The story is about an old lady in a grocery store, to whom the store manager advised to bring her own grocery bags. The store manager said that because the old generation did not care enough to save our environment for future the current generation is under serious threats.
The old woman apologised the manager and said, “Back then, we returned milk bottles, soda bottles and beer bottles to the store. The store sent them back all these glass items to the plant to be washed and sterilied and refilled, so it could use the same bottles over and over. So they really were truly recycled. But we didn't have the green thing back in our day. Grocery stores bagged our groceries in brown paper bags which we reused for numerous things. We didn't have an escalator in every store and office building. We walked to the grocery store and didn't climb into a 300-horsepower machine every time we had to go two blocks. Back then, we washed the baby's diapers because we didn't have the throwaway kind. We dried clothes on a line, not in an energy-gobbling machine burning up 220 volts. Back then, we had one TV, or radio, in the house; not a TV in every room and none with a screen the size of the state of Montana.
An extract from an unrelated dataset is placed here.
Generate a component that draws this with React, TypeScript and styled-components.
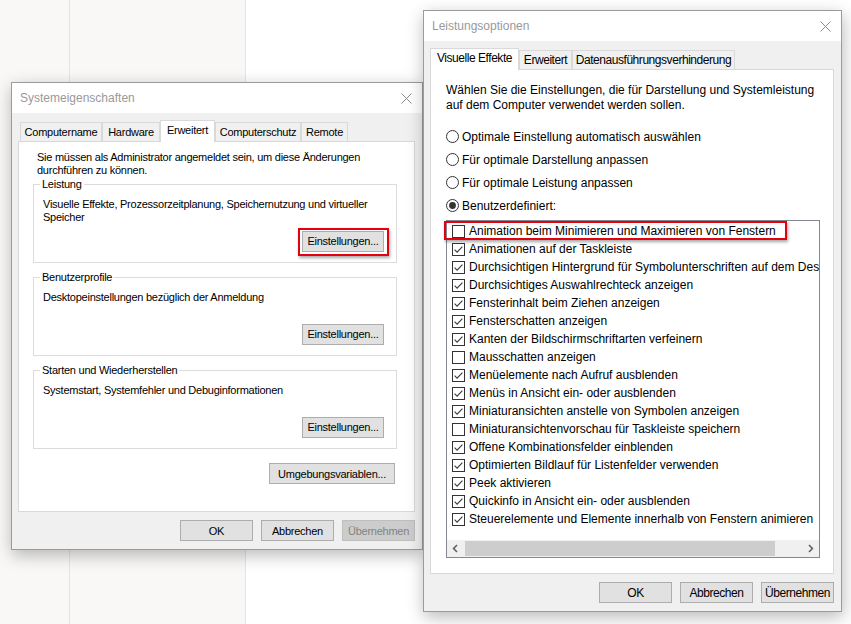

In the kitchen, we didn't have electric machines to do everything for us. When we packaged a fragile item to send in the mail, we used wadded up old newspapers to cushion it, not Styrofoam or plastic bubble wrap. Back then, we didn't fire up an engine and burn gasoline just to cut the lawn. We used a push mower that ran on human power. We exercised by working so we didn't need to go to a health club to run on treadmills that operate on electricity. We drank from a fountain when we were thirsty instead of using a cup or a plastic bottle every time we had a drink of water. We refilled writing pens with ink instead of buying a new pen, and we replaced the razor blades in a razor instead of throwing away the whole razor just because the blade got dull.
Back then, people took the street car or a bus and kids rode their bikes to school or walked instead of turning their moms into a 24-hour taxi service. We had only one electrical outlet in a room, not an entire bank of sockets to power a dozen appliances. And we didn't need a computerised gadget to receive a signal beamed from satellites 36,000 miles out in space in order to find the nearest burger joint.
Isn't it sad that the current generation laments how wasteful we old folks were just because we didn't have the green thing back then?” Old is always gold; isn’t it?